Strategies for fast ion transport in electrochemical capacitor electrolytes from diffusion coefficients, ionic conductivity, viscosity, density and interaction energies based on HSAB theory

Abstract

To elucidate factors affecting ion transport in capacitor electrolytes, five propylene carbonate (PC) electrolytes were prepared, each of which includes a salt ((C₂H₅)₄NBF₄, (C₂H₅)₄NPF₆, (C₂H₅)₄NSO₃CF₃, (C₂H₅)₃CH₃NBF₄ and LiBF₄). In addition to conventional bulk parameters such as ionic conductivity (σ), viscosity (η) and density (ρ), self-diffusion coefficients (D) of the cation, anion and PC were measured by pulsed-gradient spin-echo (PGSE) NMR. Interaction energies (ΔE) were calculated by density function theory calculations based on Hard and Soft Acids and Bases (HSAB) theory for cation–anion (salt dissociation) and solvent–cation/anion (solvation). ΔE values are related to the salt dissociation and solvation, which affect ion diffusion radii formed by solvation and/or ion pairs.

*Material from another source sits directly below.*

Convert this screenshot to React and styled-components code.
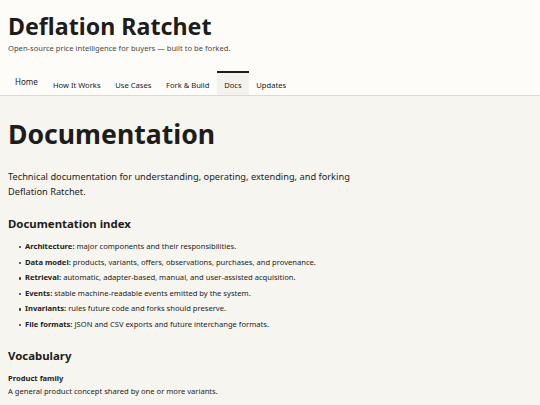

The calculated solvation ΔE values were small (around 0.30 eV) and salt dissociation energies were also small. For comparison, the ΔE value for PC–Li⁺ interaction was larger than that for ammonium cations, because of strong Li⁺ Lewis acidity. Ammonium salts are highly dissociated and each ion forms a weakly solvated structure, which is quite different from Li⁺ electrolytes. Weak solvation for the cation and anion in the ammonium salts are important in enhancing fast ion transfer and electrode reactions in capacitor devices.